Weekend Weather Wows: Historic American heat wave by the numbers

For this week's edition, I will try to corral much of the heat weather records that have fallen since the start of the month to put this historic event into perspective.

PHOENIX – It's a good thing most historical weather observations are kept electronically these days because otherwise, the amount of ink that would be needed to rewrite all the record books this month could plunge the pen industry into a national supply crisis.

It's time for our weekly feature, "Weekend Weather Wows," where we go back and find the most exciting tidbits of weather you might have missed over the past week, so you'll be ready to impress at the water cooler (or virtual water cooler) come Monday.

For this week's edition, I will try to corral much of the heat wave weather records that have fallen since the start of the month to put this historic event into perspective. Each one is a "wow" unto itself, but in the aggregate, it goes into at least "holy cow," if not pushing more PG-13 exclamations.

The setup: The ridge that wouldn't budge

A massive heat dome became anchored in the Desert Southwest after nudging west from rewriting Texas' record books in June, but its influence spread across the entire southern tier of the U.S.

The pattern itself wouldn't be considered that unusual for summer for a brief period, but its length and intensity were far beyond average.

Over the entire nation, some 222 daily record high temperatures have been set across 76 major reporting stations, spreading from the Northwest down into the Desert Southwest and east across Texas and then into Florida.

On July 16, 19 major cities reached record highs, followed by 17 major city record highs on July 18 and again on July 21. Then, July 22 set records in 24 major cities.

Sunshine State becomes the Too-Much-Sunshine State

Starting our cross-country trek in the East, we find Floridians who have probably never welcomed such a soggy forecast as the one that's gracing their forecast this weekend, finally bringing some heat wave relief.

South Florida had heat alerts in effect for more than two weeks as highs climbed well into the 90s, with dew points reaching extreme levels – near 80 degrees – that even a humidity capital such as Florida has rarely experienced. Put that together, and much of central and south Florida had several days of "feels like" temperatures of 105-110 degrees. Miami had 16 days feeling like 105 or hotter.
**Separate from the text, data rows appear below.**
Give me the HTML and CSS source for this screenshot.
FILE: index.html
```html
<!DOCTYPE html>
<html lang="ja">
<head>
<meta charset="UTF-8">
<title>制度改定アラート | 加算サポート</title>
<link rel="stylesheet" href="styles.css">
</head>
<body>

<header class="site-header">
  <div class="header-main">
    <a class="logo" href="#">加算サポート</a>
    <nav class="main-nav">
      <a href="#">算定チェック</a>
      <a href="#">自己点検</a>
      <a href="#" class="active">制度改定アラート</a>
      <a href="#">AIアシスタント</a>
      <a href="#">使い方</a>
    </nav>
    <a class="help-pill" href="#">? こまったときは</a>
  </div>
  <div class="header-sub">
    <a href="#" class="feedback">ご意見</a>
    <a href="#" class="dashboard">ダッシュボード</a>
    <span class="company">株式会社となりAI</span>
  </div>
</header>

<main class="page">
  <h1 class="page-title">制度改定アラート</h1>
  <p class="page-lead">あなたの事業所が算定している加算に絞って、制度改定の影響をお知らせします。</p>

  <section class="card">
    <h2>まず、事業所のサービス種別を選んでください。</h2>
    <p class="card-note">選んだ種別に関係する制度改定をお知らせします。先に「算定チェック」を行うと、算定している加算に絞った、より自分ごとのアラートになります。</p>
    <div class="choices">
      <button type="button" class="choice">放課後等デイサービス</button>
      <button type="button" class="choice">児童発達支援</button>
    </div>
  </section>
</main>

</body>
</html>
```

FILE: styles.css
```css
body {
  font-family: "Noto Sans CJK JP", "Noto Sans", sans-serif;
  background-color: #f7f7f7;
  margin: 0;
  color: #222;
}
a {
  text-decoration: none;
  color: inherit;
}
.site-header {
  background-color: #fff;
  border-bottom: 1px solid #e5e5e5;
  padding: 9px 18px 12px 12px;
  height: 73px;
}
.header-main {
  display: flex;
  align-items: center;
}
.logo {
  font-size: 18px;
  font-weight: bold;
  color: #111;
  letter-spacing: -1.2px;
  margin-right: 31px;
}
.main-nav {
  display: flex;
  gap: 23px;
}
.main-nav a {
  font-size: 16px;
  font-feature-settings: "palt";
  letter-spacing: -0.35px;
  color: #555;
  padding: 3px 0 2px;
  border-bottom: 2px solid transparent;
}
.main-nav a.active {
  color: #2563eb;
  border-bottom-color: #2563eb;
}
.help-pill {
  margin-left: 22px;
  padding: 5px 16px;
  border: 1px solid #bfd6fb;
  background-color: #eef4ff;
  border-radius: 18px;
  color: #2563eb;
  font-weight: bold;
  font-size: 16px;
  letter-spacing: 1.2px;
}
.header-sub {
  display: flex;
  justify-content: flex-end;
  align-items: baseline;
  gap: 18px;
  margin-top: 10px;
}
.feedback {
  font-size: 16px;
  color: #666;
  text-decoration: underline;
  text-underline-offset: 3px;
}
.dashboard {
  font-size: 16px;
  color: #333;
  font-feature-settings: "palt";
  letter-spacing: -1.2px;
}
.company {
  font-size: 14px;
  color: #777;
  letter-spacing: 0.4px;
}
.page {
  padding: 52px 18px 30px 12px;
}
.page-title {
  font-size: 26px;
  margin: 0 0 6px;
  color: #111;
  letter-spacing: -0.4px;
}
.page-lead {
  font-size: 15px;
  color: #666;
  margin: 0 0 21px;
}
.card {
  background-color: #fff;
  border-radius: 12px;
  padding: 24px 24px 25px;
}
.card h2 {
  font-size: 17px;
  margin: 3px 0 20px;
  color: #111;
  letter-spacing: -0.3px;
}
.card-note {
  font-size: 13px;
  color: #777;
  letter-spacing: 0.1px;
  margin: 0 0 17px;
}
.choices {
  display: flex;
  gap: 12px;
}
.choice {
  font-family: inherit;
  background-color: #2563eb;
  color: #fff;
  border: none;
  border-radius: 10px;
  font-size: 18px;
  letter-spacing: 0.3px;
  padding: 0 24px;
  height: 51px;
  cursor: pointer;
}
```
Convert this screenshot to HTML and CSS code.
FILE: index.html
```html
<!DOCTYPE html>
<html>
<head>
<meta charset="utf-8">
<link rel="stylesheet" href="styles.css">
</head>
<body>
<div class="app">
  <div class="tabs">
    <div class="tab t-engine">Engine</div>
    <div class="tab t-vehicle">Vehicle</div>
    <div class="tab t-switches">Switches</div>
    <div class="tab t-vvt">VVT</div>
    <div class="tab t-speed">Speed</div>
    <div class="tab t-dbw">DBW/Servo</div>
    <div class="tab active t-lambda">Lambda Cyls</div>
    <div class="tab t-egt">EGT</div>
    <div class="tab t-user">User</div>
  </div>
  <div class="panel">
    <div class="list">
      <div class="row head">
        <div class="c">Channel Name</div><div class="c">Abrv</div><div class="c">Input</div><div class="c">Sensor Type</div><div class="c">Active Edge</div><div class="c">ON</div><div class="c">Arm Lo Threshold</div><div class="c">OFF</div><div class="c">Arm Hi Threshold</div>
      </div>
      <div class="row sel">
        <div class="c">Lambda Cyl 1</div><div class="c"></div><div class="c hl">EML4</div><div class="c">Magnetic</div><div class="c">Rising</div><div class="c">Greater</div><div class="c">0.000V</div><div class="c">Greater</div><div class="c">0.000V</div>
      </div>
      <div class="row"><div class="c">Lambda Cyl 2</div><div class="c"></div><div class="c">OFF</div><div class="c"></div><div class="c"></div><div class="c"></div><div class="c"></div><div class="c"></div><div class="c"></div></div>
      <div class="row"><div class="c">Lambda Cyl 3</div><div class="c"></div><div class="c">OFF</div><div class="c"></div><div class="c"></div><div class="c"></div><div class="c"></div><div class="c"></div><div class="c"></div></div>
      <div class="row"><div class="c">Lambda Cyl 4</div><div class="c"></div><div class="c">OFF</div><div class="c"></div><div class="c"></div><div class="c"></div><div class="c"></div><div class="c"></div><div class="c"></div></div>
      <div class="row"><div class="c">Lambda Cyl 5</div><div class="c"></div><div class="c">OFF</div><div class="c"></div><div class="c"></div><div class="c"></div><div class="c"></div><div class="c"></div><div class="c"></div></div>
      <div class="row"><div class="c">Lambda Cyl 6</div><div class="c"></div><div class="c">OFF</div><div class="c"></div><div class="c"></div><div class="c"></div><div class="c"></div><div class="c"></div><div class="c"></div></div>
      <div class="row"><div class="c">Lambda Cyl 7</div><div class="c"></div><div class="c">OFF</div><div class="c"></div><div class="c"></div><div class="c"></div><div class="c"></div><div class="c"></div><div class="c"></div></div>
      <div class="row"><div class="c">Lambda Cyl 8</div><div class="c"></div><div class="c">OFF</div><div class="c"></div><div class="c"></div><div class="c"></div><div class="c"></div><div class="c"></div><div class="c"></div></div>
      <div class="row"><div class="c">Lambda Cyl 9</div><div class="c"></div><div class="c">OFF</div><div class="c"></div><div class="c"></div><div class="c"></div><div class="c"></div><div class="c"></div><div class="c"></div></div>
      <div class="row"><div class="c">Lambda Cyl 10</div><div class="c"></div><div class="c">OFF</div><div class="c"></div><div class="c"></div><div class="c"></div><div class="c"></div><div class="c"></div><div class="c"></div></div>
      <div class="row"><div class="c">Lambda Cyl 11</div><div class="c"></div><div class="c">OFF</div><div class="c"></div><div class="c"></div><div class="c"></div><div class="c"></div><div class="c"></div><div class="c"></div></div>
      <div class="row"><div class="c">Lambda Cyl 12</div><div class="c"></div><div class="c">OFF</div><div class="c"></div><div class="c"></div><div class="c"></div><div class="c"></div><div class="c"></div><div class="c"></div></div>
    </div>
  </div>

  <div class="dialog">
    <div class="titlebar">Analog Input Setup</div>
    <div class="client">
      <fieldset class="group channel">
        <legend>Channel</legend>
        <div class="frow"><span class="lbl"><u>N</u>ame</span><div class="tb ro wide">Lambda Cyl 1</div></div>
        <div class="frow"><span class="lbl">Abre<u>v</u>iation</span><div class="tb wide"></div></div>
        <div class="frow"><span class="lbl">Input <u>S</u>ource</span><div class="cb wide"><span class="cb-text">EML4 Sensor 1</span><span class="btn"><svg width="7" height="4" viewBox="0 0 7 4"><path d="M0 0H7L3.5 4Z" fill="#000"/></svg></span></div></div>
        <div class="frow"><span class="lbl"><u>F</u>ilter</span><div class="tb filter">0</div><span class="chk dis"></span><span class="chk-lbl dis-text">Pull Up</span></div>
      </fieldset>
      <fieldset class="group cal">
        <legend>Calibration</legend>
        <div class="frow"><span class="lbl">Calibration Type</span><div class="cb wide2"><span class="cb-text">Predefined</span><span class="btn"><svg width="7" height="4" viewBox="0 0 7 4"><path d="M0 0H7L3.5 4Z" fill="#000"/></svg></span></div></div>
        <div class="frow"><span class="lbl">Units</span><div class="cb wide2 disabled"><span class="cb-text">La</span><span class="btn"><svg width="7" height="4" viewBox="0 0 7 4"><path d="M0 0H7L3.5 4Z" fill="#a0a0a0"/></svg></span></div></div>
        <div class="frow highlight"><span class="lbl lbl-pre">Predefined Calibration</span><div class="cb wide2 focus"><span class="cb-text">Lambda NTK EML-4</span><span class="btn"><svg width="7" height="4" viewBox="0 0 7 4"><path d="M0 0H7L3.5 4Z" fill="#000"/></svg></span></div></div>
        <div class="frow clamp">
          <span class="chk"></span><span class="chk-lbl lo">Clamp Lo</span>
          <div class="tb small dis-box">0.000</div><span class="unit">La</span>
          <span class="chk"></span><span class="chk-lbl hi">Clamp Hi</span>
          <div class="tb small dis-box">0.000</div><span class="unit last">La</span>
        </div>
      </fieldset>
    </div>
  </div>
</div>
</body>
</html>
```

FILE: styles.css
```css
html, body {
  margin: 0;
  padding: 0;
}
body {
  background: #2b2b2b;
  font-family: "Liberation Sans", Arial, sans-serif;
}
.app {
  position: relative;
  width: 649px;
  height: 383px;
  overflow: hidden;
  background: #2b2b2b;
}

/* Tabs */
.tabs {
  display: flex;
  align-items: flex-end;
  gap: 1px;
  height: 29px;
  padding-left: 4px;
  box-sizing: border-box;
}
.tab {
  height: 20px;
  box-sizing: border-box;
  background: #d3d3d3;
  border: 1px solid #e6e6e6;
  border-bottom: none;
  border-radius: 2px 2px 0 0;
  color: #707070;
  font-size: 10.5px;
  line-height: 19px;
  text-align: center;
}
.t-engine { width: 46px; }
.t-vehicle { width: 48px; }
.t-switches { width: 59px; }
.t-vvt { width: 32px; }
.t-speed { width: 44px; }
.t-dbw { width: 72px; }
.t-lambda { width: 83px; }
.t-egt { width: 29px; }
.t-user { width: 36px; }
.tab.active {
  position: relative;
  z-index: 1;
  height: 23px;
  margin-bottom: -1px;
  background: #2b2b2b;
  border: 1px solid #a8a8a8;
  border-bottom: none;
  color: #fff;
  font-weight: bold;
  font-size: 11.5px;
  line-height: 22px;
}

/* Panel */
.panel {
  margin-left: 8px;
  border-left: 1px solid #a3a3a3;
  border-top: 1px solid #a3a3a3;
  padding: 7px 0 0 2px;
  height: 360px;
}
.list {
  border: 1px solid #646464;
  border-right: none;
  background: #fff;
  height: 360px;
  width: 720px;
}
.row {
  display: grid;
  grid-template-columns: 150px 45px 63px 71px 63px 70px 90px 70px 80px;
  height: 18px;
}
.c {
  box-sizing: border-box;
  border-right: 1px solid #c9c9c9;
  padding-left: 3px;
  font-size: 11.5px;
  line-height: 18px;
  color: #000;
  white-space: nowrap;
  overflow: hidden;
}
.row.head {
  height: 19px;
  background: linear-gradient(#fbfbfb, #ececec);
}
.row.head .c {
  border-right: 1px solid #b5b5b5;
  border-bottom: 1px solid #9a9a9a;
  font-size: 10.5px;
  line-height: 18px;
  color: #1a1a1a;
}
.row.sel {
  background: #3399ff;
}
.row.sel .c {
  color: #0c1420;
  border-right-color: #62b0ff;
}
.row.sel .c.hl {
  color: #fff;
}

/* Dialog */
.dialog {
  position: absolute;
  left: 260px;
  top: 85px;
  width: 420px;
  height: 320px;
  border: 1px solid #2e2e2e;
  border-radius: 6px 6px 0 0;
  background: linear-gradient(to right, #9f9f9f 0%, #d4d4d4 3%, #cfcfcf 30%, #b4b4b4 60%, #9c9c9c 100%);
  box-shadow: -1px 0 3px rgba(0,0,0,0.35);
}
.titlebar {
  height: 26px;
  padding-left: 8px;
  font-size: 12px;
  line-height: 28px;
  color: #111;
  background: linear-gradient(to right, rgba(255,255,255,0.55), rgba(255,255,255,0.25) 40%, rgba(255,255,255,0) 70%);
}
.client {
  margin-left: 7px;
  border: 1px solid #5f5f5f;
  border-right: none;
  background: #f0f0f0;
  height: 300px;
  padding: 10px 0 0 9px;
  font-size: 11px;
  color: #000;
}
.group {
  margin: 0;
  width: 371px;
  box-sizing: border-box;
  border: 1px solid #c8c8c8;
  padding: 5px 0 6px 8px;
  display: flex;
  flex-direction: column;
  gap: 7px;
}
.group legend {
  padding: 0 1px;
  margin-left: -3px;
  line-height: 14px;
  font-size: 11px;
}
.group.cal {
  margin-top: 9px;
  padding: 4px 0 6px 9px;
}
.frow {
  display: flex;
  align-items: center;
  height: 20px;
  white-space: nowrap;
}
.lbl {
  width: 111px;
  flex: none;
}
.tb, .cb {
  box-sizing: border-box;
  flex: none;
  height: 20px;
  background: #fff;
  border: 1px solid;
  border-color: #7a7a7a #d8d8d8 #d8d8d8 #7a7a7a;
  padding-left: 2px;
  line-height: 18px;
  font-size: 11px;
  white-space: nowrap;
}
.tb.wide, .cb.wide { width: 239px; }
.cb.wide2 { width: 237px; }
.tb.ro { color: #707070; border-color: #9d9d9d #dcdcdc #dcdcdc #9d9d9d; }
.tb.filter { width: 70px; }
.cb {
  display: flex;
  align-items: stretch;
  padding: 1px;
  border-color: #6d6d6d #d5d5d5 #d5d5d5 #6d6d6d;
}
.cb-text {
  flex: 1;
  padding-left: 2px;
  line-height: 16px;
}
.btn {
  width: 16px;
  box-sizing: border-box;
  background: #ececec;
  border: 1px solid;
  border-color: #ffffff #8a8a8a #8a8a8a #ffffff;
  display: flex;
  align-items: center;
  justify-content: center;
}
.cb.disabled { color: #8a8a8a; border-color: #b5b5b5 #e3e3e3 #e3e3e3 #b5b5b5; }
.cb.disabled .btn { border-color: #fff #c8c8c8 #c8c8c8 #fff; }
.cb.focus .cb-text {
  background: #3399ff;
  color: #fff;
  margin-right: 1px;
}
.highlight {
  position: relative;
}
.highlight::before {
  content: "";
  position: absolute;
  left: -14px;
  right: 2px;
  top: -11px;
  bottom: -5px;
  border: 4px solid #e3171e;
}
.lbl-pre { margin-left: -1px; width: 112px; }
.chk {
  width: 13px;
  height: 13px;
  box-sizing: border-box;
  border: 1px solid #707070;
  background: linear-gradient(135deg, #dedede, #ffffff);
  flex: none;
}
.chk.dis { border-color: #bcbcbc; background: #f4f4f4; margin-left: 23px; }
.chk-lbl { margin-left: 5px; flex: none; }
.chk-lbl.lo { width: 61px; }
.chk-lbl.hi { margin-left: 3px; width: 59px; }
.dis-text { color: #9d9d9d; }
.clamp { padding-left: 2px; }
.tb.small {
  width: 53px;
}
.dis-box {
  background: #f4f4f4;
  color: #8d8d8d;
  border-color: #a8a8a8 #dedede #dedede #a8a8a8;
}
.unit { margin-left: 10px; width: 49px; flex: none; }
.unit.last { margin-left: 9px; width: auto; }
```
Marathon, in the Florida Keys, is ready to run away to cooler locales (though it wasn't much cooler anywhere close by). The town reached 99 degrees twice this month – tying their all-time record high – and setting daily high-temperature records on 19 other days, reaching 97 and 98 several other times.

Key West, Miami, Vero Beach, Fort Myers, Sarasota and Tampa are all at their hottest month on record (of any month) through July 26.

Arizona: Dry heat or not, it's way too hot

The heat was no easier in the Southwest. Sure, the humidity was considerably lower, but they didn't need it to reach "feels-like" temperatures over 110 degrees because the actual temperature reached 110 or more on its own.

Phoenix set 11 daily high-temperature records this month, while Tucson has set 10.

Sun City's streak of 110-plus degree days is still active – Friday made 28 days. Three days so far have reached 119 degrees, and 13 total have reached at least 116 degrees (as Friday reached 116) – both annual records.

They experienced a stretch from July 9-26 of not dropping below 90 degrees. Their overnight low of 97 on July 19 was their warmest low on record.

Oh, and it hasn't rained in Phoenix since March 22 (at least at Sky Harbor Airport; the suburbs recently had some monsoon storm rain). For PHX, the 128 days without measurable rain through Friday is their fourth-longest dry streak on record.

Not to be outdone, Reno tied their all-time record high of 108, while Grand Junction, Colorado, tied their all-time high of 107. Kingman, Arizona, set a new record of 114 degrees on July 15. 

NWS has been busy sounding like a broken record

Another way to get perspective on the heat is this map by Iowa State University's IEM, showing the rank of the number of Heat Advisories issued for each NWS office since 2005. 

A rating of 19 means they've issued the most heat advisories in the June-July period since 2005, while 1 means it's the fewest amount (likely zero alerts). You can see how busy they've been in the South.